In the division of mixed numbers, their improper fractions can be used instead, and if necessary, the result can be converted back to the form of mixed numbers.

Here’s how to divide mixed numbers:

  • Step 1: Convert all mixed numbers into improper fractions: To convert a mixed number to a fraction, you must first multiply the mixed number by the denominator, then add the result to the numerator. Put the resulting number in the case of a new numerator and keep the denominator of the same fraction as the previous one. This way you have converted a mixed number into a fraction. \(a \ \frac{c}{ \color{blue}{b} }= a \ \color{blue}{+} \ \frac{c}{\color{ blue }{b}}=\frac{a \color{ blue }{b} \ \color{blue}{+} \ c}{ \color{ blue }{b} }\)
  • Step 2: Divide these two improper fractions: To divide fractions, we turn the division into a multiplication problem by multiplying the first fraction by the inverse of the second fraction (reciprocal).
  • Step 3: Convert the answer to a mixed number: To convert a fraction larger than one to a mixed number, you must divide the numerator by the denominator. After division, the obtained quotient is the same integer in the mixed number and the remainder of the division is the numerator of the fraction. The denominator is also the denominator of the initial fraction in the mixed number.

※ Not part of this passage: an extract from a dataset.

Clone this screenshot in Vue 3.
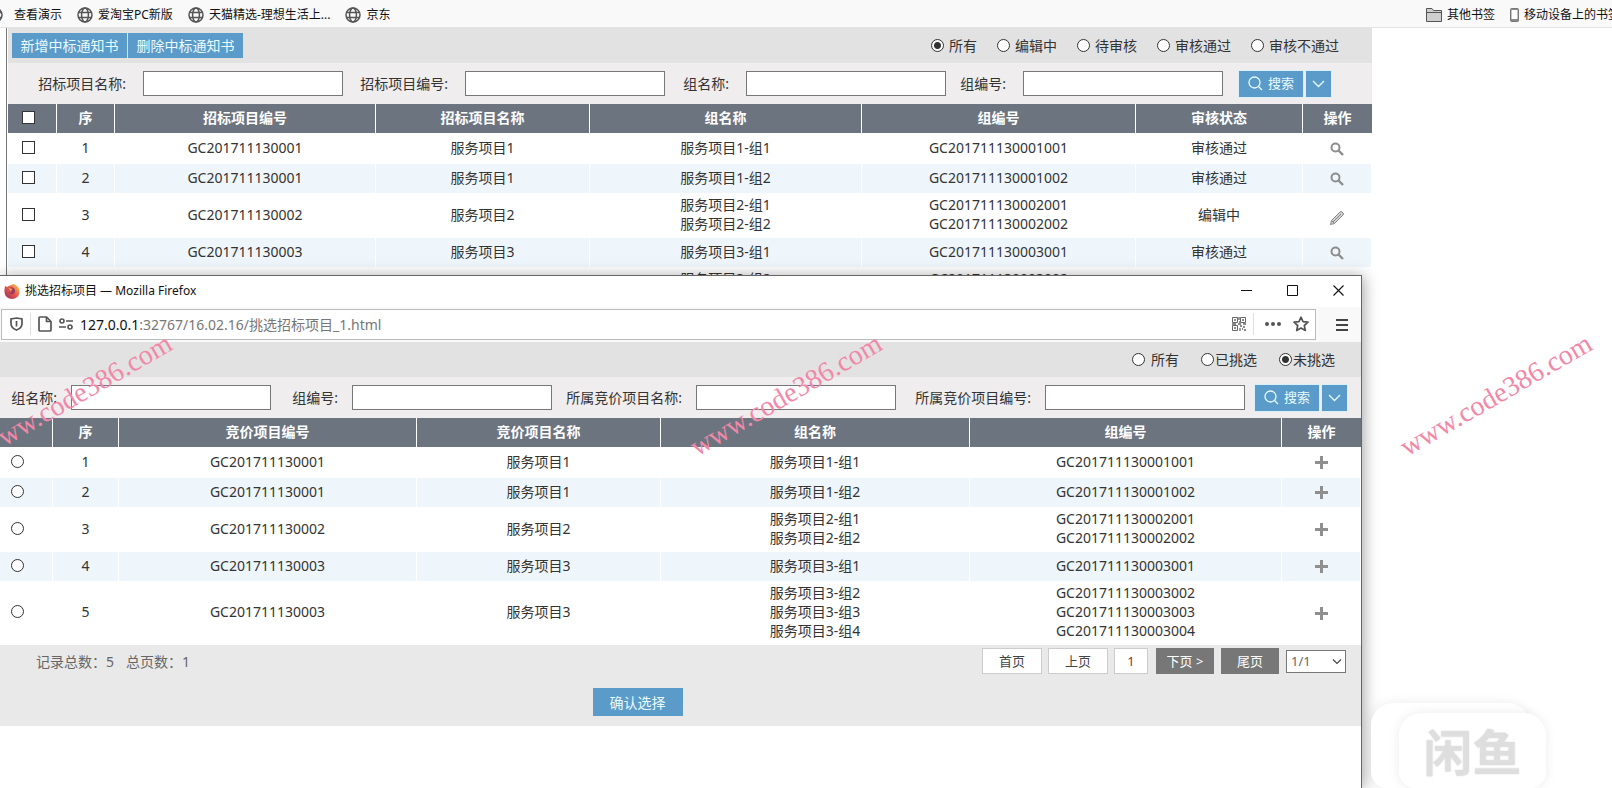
<template>
  <div class="screen">
    <nav class="bookmarks">
      <a v-for="item in bookmarks" :key="item" href="#" class="bookmark">
        <svg width="16" height="16" viewBox="0 0 16 16" fill="none" stroke="#555" stroke-width="1.5">
          <circle cx="8" cy="8" r="7"/>
          <ellipse cx="8" cy="8" rx="3.4" ry="7"/>
          <path d="M1.5 5.5h13M1.5 10.5h13"/>
        </svg>
        {{ item }}
      </a>
      <span class="spacer"></span>
      <a href="#" class="bookmark">
        <svg width="16" height="14" viewBox="0 0 16 14" fill="#cfcfcf" stroke="#555">
          <path d="M.5 13.5v-13h5.5l1.5 2h8v11z"/>
          <path d="M.5 4.5h15"/>
        </svg>
        其他书签
      </a>
      <a href="#" class="bookmark">
        <svg width="9" height="14" viewBox="0 0 9 14">
          <rect x=".5" y=".5" width="8" height="13" rx="1" fill="#888" stroke="#777"/>
          <rect x="1.5" y="2" width="6" height="9" fill="#fff"/>
        </svg>
        移动设备上的书签
      </a>
    </nav>

    <main class="page">
      <div class="toolbar">
        <div class="actions">
          <button type="button" class="btn">新增中标通知书</button>
          <button type="button" class="btn">删除中标通知书</button>
        </div>
        <div class="radios">
          <label v-for="item in statusList" :key="item">
            <input type="radio" name="status" :value="item" v-model="status">{{ item }}
          </label>
        </div>
      </div>
      <form class="filter notice-filter" @submit.prevent>
        <template v-for="(item, index) in noticeFields" :key="item">
          <label :for="'notice-' + index">{{ item }}:</label>
          <input type="text" :id="'notice-' + index">
        </template>
        <div class="search">
          <button type="submit" class="btn search-btn">
            <svg width="15" height="15" viewBox="0 0 15 15" fill="none" stroke="currentColor" stroke-width="1.3">
              <circle cx="6.5" cy="6.5" r="5.5"/><path d="M10.5 10.5l3.5 3.5"/>
            </svg>
            搜索
          </button>
          <button type="button" class="btn more-btn" aria-label="更多">
            <svg width="13" height="8" viewBox="0 0 13 8" fill="none" stroke="currentColor" stroke-width="1.3"><path d="M1 1l5.500 5.500L12 1"/></svg>
          </button>
        </div>
      </form>
      <table class="grid">
        <colgroup>
          <col v-for="(width, index) in noticeCols" :key="index" :style="{ width: width + 'px' }">
        </colgroup>
        <thead>
          <tr>
            <th class="pick"><input type="checkbox" aria-label="全选"></th>
            <th>序</th>
            <th>招标项目编号</th>
            <th>招标项目名称</th>
            <th>组名称</th>
            <th>组编号</th>
            <th>审核状态</th>
            <th>操作</th>
          </tr>
        </thead>
        <tbody>
          <tr v-for="(row, index) in rows" :key="index">
            <td class="pick"><input type="checkbox" :aria-label="'选择' + (index + 1)"></td>
            <td>{{ index + 1 }}</td>
            <td>{{ row.code }}</td>
            <td>{{ row.name }}</td>
            <td><div v-for="g in row.groups" :key="g">{{ row.name }}-组{{ g }}</div></td>
            <td><div v-for="g in row.groups" :key="g">{{ row.code }}00{{ g }}</div></td>
            <td>{{ row.status }}</td>
            <td>
              <button v-if="row.status === '编辑中'" type="button" class="icon-btn edit" aria-label="编辑">
                <svg width="16" height="16" viewBox="0 0 16 16" fill="#d4d4d4" stroke="#858585" stroke-linejoin="round">
                  <path d="M1.500 14.500l1-4L11 2q1-1 2 0l1 1q1 1 0 2l-8.500 8.500z"/>
                  <path d="M4 12l8-8M2.500 10.500l3 3" fill="none"/>
                </svg>
              </button>
              <button v-else type="button" class="icon-btn" aria-label="查看">
                <svg width="14" height="14" viewBox="0 0 14 14" fill="none" stroke="#8d8d8d">
                  <circle cx="5.500" cy="5.500" r="4" stroke-width="2"/>
                  <path d="M8.500 8.500l4.500 4.500" stroke-width="2.400"/>
                </svg>
              </button>
            </td>
          </tr>
        </tbody>
      </table>
    </main>

    <section class="popup">
      <header class="titlebar">
        <svg width="16" height="16" viewBox="0 0 16 16">
          <defs>
            <linearGradient id="fox" x1="1" y1="0" x2="0" y2="1">
              <stop offset="0" stop-color="#ffd24a"/>
              <stop offset=".5" stop-color="#e8584a"/>
              <stop offset="1" stop-color="#8f2f62"/>
            </linearGradient>
          </defs>
          <path d="M1 3l2 1c2-2 4-1 6-3 4 1 7 4 6.500 8A7.500 7 0 0 1 .5 9C.3 6 .8 5 1 3z" fill="url(#fox)"/>
          <path d="M5 5c3-2 6 0 6 3 0 4-6 4-6 1 1 1 3 0 3-1L5 7z" fill="#9a3a60"/>
          <path d="M4.500 5l4 1-2 2z" fill="#ffb36a"/>
        </svg>
        <span class="title">挑选招标项目 — Mozilla Firefox</span>
        <button type="button" class="win-btn" aria-label="最小化">
          <svg width="11" height="11" stroke="#111" fill="none"><path d="M0 5.500h11"/></svg>
        </button>
        <button type="button" class="win-btn" aria-label="最大化">
          <svg width="11" height="11" stroke="#111" fill="none"><path d="M.5.5h10v10H.5z"/></svg>
        </button>
        <button type="button" class="win-btn" aria-label="关闭">
          <svg width="11" height="11" stroke="#111" fill="none" stroke-width="1.100"><path d="M.5.5l10 10M10.500.5l-10 10"/></svg>
        </button>
      </header>
      <div class="navbar">
        <div class="urlbar">
          <svg width="13" height="14" viewBox="0 0 13 14" fill="none" stroke="#555" stroke-width="1.700">
            <path d="M6.500 1L12 2v4.500c0 3-2.500 5.500-5.500 6.500C3.500 12 1 9.500 1 6.500V2z"/>
            <path d="M6.500 4v5.500"/>
          </svg>
          <i class="line"></i>
          <svg width="14" height="16" viewBox="0 0 14 16" fill="none" stroke="#555" stroke-width="1.700" stroke-linejoin="round">
            <path d="M1 2q0-1 1-1h6.500L13 5.500V14q0 1-1 1H2q-1 0-1-1z"/>
            <path d="M8.500 1v4.500H13"/>
          </svg>
          <svg width="14" height="12" viewBox="0 0 14 12" fill="none" stroke="#555" stroke-width="1.600">
            <circle cx="3" cy="3" r="2"/><path d="M7 3h7M0 9h7"/><circle cx="11" cy="9" r="2"/>
          </svg>
          <div class="url"><b>127.0.0.1</b>:32767/16.02.16/挑选招标项目_1.html</div>
          <svg width="14" height="14" viewBox="0 0 14 14" fill="none" stroke="#666">
            <path d="M.5.5h5v5h-5zM8.500.5h5v5h-5zM.5 8.500h5v5h-5z"/>
            <path d="M2 3h2M10 3h2M2 11h2M7 0v3M6 7h3M0 7h4M11 7h3M8 9h2M11 10h2M8 11v3M10 12h1M12 13h2M7 5h1" stroke-width="1.300"/>
          </svg>
          <i class="line"></i>
          <svg class="dots" width="16" height="4" fill="#555"><circle cx="2" cy="2" r="2"/><circle cx="8" cy="2" r="2"/><circle cx="14" cy="2" r="2"/></svg>
          <svg width="16" height="16" viewBox="0 0 16 16" fill="none" stroke="#555" stroke-width="1.700" stroke-linejoin="round">
            <path d="M8 1.200l2 4.500 5 .5-3.700 3.300 1 5L8 12l-4.300 2.500 1-5L1 6.200l5-.5z"/>
          </svg>
        </div>
        <button type="button" class="menu-btn" aria-label="菜单">
          <svg width="12" height="14" stroke="#444" stroke-width="2"><path d="M0 2h12M0 7h12M0 12h12"/></svg>
        </button>
      </div>

      <div class="toolbar">
        <div class="radios picked">
          <label v-for="item in pickedList" :key="item">
            <input type="radio" name="picked" :value="item" v-model="picked">{{ item }}
          </label>
        </div>
      </div>
      <form class="filter pick-filter" @submit.prevent>
        <template v-for="(item, index) in pickFields" :key="item">
          <label :for="'pick-' + index">{{ item }}:</label>
          <input type="text" :id="'pick-' + index">
        </template>
        <div class="search">
          <button type="submit" class="btn search-btn">
            <svg width="15" height="15" viewBox="0 0 15 15" fill="none" stroke="currentColor" stroke-width="1.3">
              <circle cx="6.5" cy="6.5" r="5.5"/><path d="M10.5 10.5l3.5 3.5"/>
            </svg>
            搜索
          </button>
          <button type="button" class="btn more-btn" aria-label="更多">
            <svg width="13" height="8" viewBox="0 0 13 8" fill="none" stroke="currentColor" stroke-width="1.3"><path d="M1 1l5.500 5.500L12 1"/></svg>
          </button>
        </div>
      </form>
      <table class="grid">
        <colgroup>
          <col v-for="(width, index) in pickCols" :key="index" :style="{ width: width + 'px' }">
        </colgroup>
        <thead>
          <tr>
            <th></th>
            <th>序</th>
            <th>竞价项目编号</th>
            <th>竞价项目名称</th>
            <th>组名称</th>
            <th>组编号</th>
            <th>操作</th>
          </tr>
        </thead>
        <tbody>
          <tr v-for="(row, index) in rows" :key="index">
            <td class="pick"><input type="radio" name="project" :value="index" v-model="project" :aria-label="'选择' + (index + 1)"></td>
            <td>{{ index + 1 }}</td>
            <td>{{ row.code }}</td>
            <td>{{ row.name }}</td>
            <td><div v-for="g in row.groups" :key="g">{{ row.name }}-组{{ g }}</div></td>
            <td><div v-for="g in row.groups" :key="g">{{ row.code }}00{{ g }}</div></td>
            <td>
              <button type="button" class="icon-btn" aria-label="添加">
                <svg width="13" height="13" stroke="#8f8f8f" stroke-width="3"><path d="M6.500 0v13M0 6.500h13"/></svg>
              </button>
            </td>
          </tr>
        </tbody>
      </table>
      <footer class="footer">
        <div class="pager">
          <div class="total"><span>记录总数：5</span><span>总页数：1</span></div>
          <div class="light">
            <button type="button">首页</button>
            <button type="button">上页</button>
            <button type="button" class="current">1</button>
          </div>
          <div class="dark">
            <button type="button">下页 &gt;</button>
            <button type="button">尾页</button>
            <div class="select">
              <select aria-label="页码"><option>1/1</option></select>
              <svg width="10" height="6" viewBox="0 0 10 6" fill="none" stroke="#444" stroke-width="1.200"><path d="M1 .5l4 4 4-4"/></svg>
            </div>
          </div>
        </div>
        <div class="confirm">
          <button type="button" class="btn">确认选择</button>
        </div>
      </footer>
    </section>

    <div class="logo-back"></div>
    <div class="logo">闲鱼</div>
    <div class="marks">
      <span v-for="n in 3" :key="n">www.code386.com</span>
    </div>
  </div>
</template>

<script setup>
import { ref } from 'vue';

const bookmarks = ['查看演示', '爱淘宝PC新版', '天猫精选-理想生活上...', '京东'];

const statusList = ['所有', '编辑中', '待审核', '审核通过', '审核不通过'];
const status = ref('所有');
const noticeFields = ['招标项目名称', '招标项目编号', '组名称', '组编号'];
const noticeCols = [49, 58, 261, 214, 272, 274, 167, 69];

const pickedList = ['所有', '已挑选', '未挑选'];
const picked = ref('未挑选');
const pickFields = ['组名称', '组编号', '所属竞价项目名称', '所属竞价项目编号'];
const pickCols = [53, 66, 298, 244, 309, 312, 79];
const project = ref(null);

const rows = ref([
  { code: 'GC201711130001', name: '服务项目1', groups: [1], status: '审核通过' },
  { code: 'GC201711130001', name: '服务项目1', groups: [2], status: '审核通过' },
  { code: 'GC201711130002', name: '服务项目2', groups: [1, 2], status: '编辑中' },
  { code: 'GC201711130003', name: '服务项目3', groups: [1], status: '审核通过' },
  { code: 'GC201711130003', name: '服务项目3', groups: [2, 3, 4], status: '审核通过' }
]);
</script>

<style>
body {
  margin: 0;
  background: #fff;
}
</style>

<style scoped>
.screen {
  position: relative;
  height: 100vh;
  overflow: hidden;
  font: 14px/19px "Noto Sans", "Noto Sans CJK SC", sans-serif;
  color: #333;
}

.screen * {
  box-sizing: border-box;
}

svg {
  display: block;
  flex: none;
}

button,
input,
select {
  font: inherit;
  margin: 0;
}

button {
  padding: 0;
  border: 0;
  background: none;
  white-space: nowrap;
}

/* bookmarks */
.bookmarks {
  display: flex;
  align-items: center;
  gap: 15px;
  height: 28px;
  margin: 0 -8px 0 -13px;
  padding-top: 2px;
  background: #f9f9fa;
  border-bottom: 1px solid #e4e4e4;
  font-size: 12px;
}

.bookmark {
  display: flex;
  align-items: center;
  gap: 5px;
  color: #111;
  text-decoration: none;
  white-space: nowrap;
}

.bookmark:first-child {
  gap: 11px;
}

.spacer {
  flex: 1;
}

/* page */
.page {
  margin: 0 240px 0 6px;
  padding-left: 1px;
  border-left: 1px solid #777;
}

.toolbar {
  display: flex;
  align-items: center;
  height: 35px;
  padding-left: 4px;
  background: #e2e2e2;
}

.actions {
  display: flex;
  gap: 1px;
}

.btn {
  height: 25px;
  padding: 0;
  background: #5b9bc9;
  color: #e9fbff;
}

.actions .btn {
  width: 115px;
}

.radios {
  display: flex;
  gap: 20px;
  margin-left: auto;
  padding-right: 33px;
}

.radios label {
  display: flex;
  align-items: center;
  gap: 5px;
}

.picked {
  gap: 22px;
  padding-right: 26px;
}

.picked label {
  gap: 1px;
}

.picked label:first-child {
  gap: 6px;
}

input[type="checkbox"],
input[type="radio"] {
  display: block;
  appearance: none;
  width: 13px;
  height: 13px;
  background: #fff;
  border: 1px solid #333;
}

input[type="radio"] {
  border-radius: 50%;
}

input[type="radio"]:checked {
  background: radial-gradient(circle, #333 0 3px, #fff 4px);
}

.filter {
  display: grid;
  align-items: center;
  height: 41px;
  background: #efedee;
}

.notice-filter {
  grid-template-columns: 135px 200px 122px 200px 81px 200px 77px 200px 1fr;
}

.pick-filter {
  grid-template-columns: 71px 200px 81px 200px 144px 200px 149px 200px 1fr;
}

.filter label {
  padding-right: 17px;
  text-align: right;
}

.pick-filter label {
  padding-right: 14px;
}

.filter input {
  width: 100%;
  height: 25px;
  padding: 0 4px;
  border: 1px solid #777;
  background: #fff;
}

.search {
  display: flex;
  gap: 3px;
  padding-left: 16px;
}

.pick-filter .search {
  padding-left: 10px;
}

.search .btn {
  display: flex;
  align-items: center;
  justify-content: center;
  height: 26px;
  outline: 1px solid #d8f0fa;
}

.search-btn {
  gap: 5px;
  width: 64px;
  font-size: 13px;
}

.more-btn {
  width: 25px;
}

/* tables */
.grid {
  width: 100%;
  table-layout: fixed;
  border-collapse: separate;
  border-spacing: 0;
  text-align: center;
}

.grid th {
  height: 29px;
  padding: 0 0 2px;
  background: #6c7480;
  border-right: 1px solid #fff;
  color: #fff;
}

.grid th:last-child {
  border-right: 0;
}

.grid td {
  height: 29px;
  padding: 2px 0 5px;
  border-right: 1px solid #fff;
}

.grid tbody tr:first-child td {
  height: 31px;
}

.grid tbody tr:nth-child(even) td {
  background: #eff6fb;
}

.grid .pick {
  padding-left: 14px;
}

.popup .grid .pick {
  padding-left: 11px;
}

.icon-btn {
  display: block;
  margin: 3px auto 0;
}

.edit {
  margin-top: 7px;
}

/* popup window */
.popup {
  position: absolute;
  top: 275px;
  right: 250px;
  bottom: 0;
  left: 0;
  background: #fff;
  border-top: 1px solid #666;
  border-right: 1px solid #666;
  box-shadow: 2px 1px 14px rgba(0, 0, 0, 0.35);
}

.titlebar {
  display: flex;
  align-items: center;
  height: 31px;
  padding: 0 0 2px 4px;
  color: #111;
  font-size: 12px;
}

.title {
  flex: 1;
  padding-left: 5px;
}

.win-btn {
  display: flex;
  align-items: center;
  justify-content: center;
  width: 46px;
  height: 29px;
}

.navbar {
  display: flex;
  align-items: center;
  height: 35px;
  padding-left: 1px;
  background: #f9f9fa;
}

.urlbar {
  display: flex;
  flex: 1;
  align-items: center;
  gap: 7px;
  height: 31px;
  padding: 0 6px 1px 8px;
  background: #fff;
  border: 1px solid #bbb;
}

.line {
  width: 1px;
  height: 22px;
  background: #e0e0e0;
}

.dots {
  margin: 0 5px 0 4px;
}

.url {
  flex: 1;
  color: #777;
}

.url b {
  color: #111;
  font-weight: normal;
}

.menu-btn {
  display: flex;
  justify-content: center;
  width: 45px;
  padding-left: 7px;
}

.footer {
  height: 81px;
  padding-top: 3px;
  background: #e9e9e9;
}

.pager {
  display: flex;
  align-items: center;
  gap: 8px;
  padding: 0 15px 0 36px;
  font-size: 13px;
}

.total {
  display: flex;
  flex: 1;
  gap: 12px;
  color: #666;
  font-size: 14px;
}

.light,
.dark {
  display: flex;
  align-items: center;
  gap: 6px;
}

.dark {
  gap: 7px;
}

.light button {
  width: 60px;
  height: 26px;
  background: #fff;
  border: 1px solid #ccc;
  color: #444;
}

.light .current {
  width: 34px;
  color: #833;
}

.dark button {
  width: 58px;
  height: 26px;
  background: #777;
  color: #fff;
}

.select {
  position: relative;
}

.select select {
  display: block;
  appearance: none;
  width: 60px;
  height: 23px;
  padding: 0 4px;
  background: #fff;
  border: 1px solid #777;
  border-radius: 0;
  color: #666;
}

.select svg {
  position: absolute;
  top: 9px;
  right: 4px;
}

.confirm {
  display: flex;
  justify-content: center;
  padding: 14px 86px 0 0;
}

.confirm .btn {
  width: 90px;
  height: 28px;
}

/* corner logo */
.logo-back,
.logo {
  position: absolute;
  right: 82px;
  bottom: 0;
  width: 159px;
  height: 85px;
  background: #fff;
  border-radius: 22px 22px 16px 16px;
  box-shadow: 0 0 12px rgba(0, 0, 0, 0.08);
}

.logo {
  right: 66px;
  width: 147px;
  height: 75px;
  color: #dedede;
  font-size: 49px;
  font-weight: bold;
  line-height: 79px;
  text-align: center;
  text-shadow: 0 0 2px #ddd;
}

.marks span {
  position: absolute;
  top: 379px;
  left: 1387px;
  width: 218px;
  color: #f288a8;
  font: 28px/32px "Liberation Serif", serif;
  text-align: center;
  transform: rotate(-30deg);
}

.marks span:nth-child(1) {
  left: -33px;
}

.marks span:nth-child(2) {
  left: 677px;
}
</style>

Dividing Mixed Numbers – Example 1:

Find the quotient. \(2 \ \frac{1}{3} \div \ 1 \ \frac{1}{4}=\)

Solution:

Convert mixed numbers to fractions, \(2 \ \frac{1}{3} =\) \(\frac{7}{3}\), \( \ 1 \ \frac{1}{4}=\) \(\ \frac{5}{4}\)

Apply the fractions rule for dividing, \(\frac{7}{3} \div \frac{5}{4}=\) \(\frac{7}{3} × \frac{4}{5}=\ \frac{7 \ × \ 4}{3 \ × \ 5}=\frac{28}{15}=1 \ \frac{13}{15}\)

Dividing Mixed Numbers – Example 2:

Find the quotient. \(2 \ \frac{5}{6} \div \ 1 \ \frac{2}{5}=\)

Solution:

Convert mixed numbers to fractions, \(2 \ \frac{5}{6}=\) \(\frac{17}{6} \), \(\ 1 \ \frac{2}{5}=\) \(\frac{7}{5}\)

Use the fractions rule for dividing , \(\frac{17}{6} \div \frac{7}{5}\)\(= \frac{17}{6} × \frac{5}{7}= \frac{17 \ × \ 5}{6 \ × \ 7}=\frac{85}{42}=2 \ \frac{1}{42}\)

Dividing Mixed Numbers – Example 3:

Find the quotient. \(2 \ \frac{1}{2} \div \ 1 \ \frac{1}{5}=\)

Solution:

Convert mixed numbers to fractions, \(2 \ \frac{1}{2}=\) \(\frac{5}{2}\), \(\ 1 \ \frac{1}{5}=\) \(\frac{6}{5} \)

Use the fractions rule for dividing,\(\frac{5}{2} \div \frac{6}{5}=\) \(\frac{5}{2} × \frac{5}{6}= \frac{5×5}{2×6}= \frac{25}{12}=2 \ \frac{1}{12}\)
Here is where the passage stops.